Sara Riel’s Executive Director, Tara Snider, says that the need for the type of support the HSI makes possible is “overwhelming”, and that Sara Riel currently has 33 people on the waiting list to access services. The new staff will help with this backlog, and will continue to provide much needed assistance with daily living skills. Snider explains that “these positions have assisted with doctors appointments and going to the bank, nutrition, laundry, day to day things. The case manager will sit down with participants and set goals, the individual will be able to move forward”.

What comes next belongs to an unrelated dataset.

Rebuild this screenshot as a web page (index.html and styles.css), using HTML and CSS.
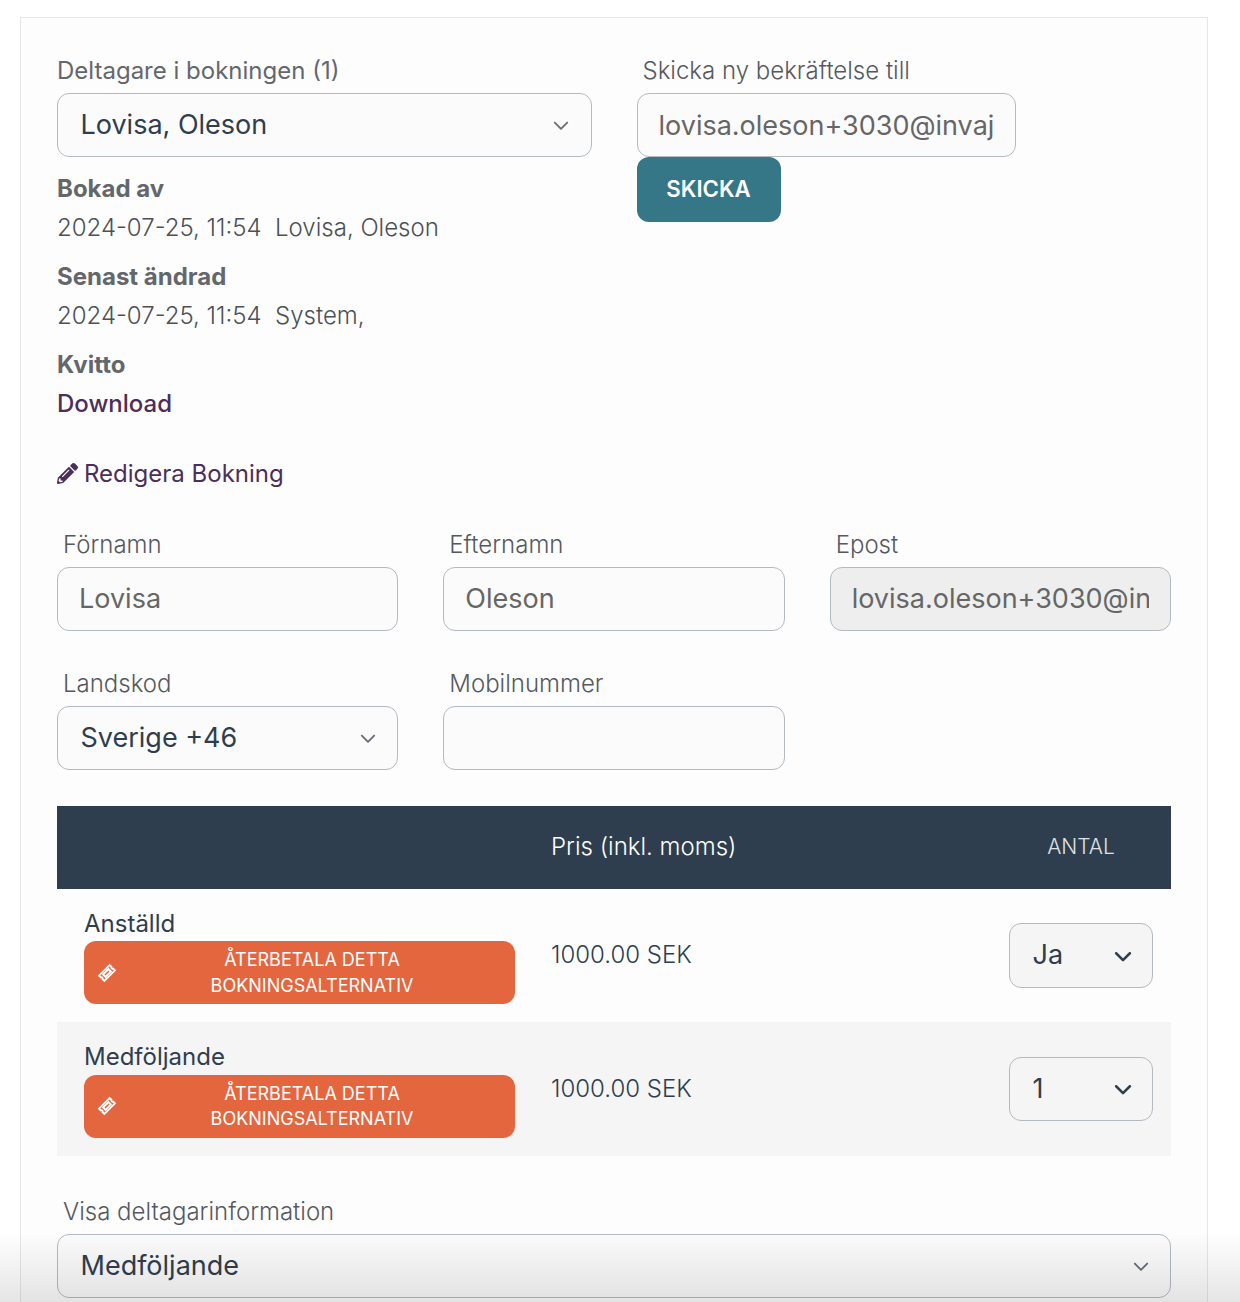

In addition to the more pragmatic aspects of daily life, the programming involves “working with individuals so they can see alternate ways of doing things. We want to be able to look at positive cognition and see what we can do based on the strengths of participants. The case manager sets goals, and we have a community mentor role with lived experience that can really connect using peer support values to form a relationship that can be built upon”, explains Snider. Recovery is not a one-size-fits-all journey, and having dedicated staff to form solid relationships with participants and give them guidance based on a deeper understanding of their personal strengths and the specific challenges they face is important.

Snider goes on to explain that Sara Riel’s work, and specifically that of the HSI-funded positions, “is recovery oriented, working with people with mental health, substance use and addiction. It is inclusive and safe, compassionate and respectful. The workers follow harm reduction and trauma informed care, and will continue to learn new skills”.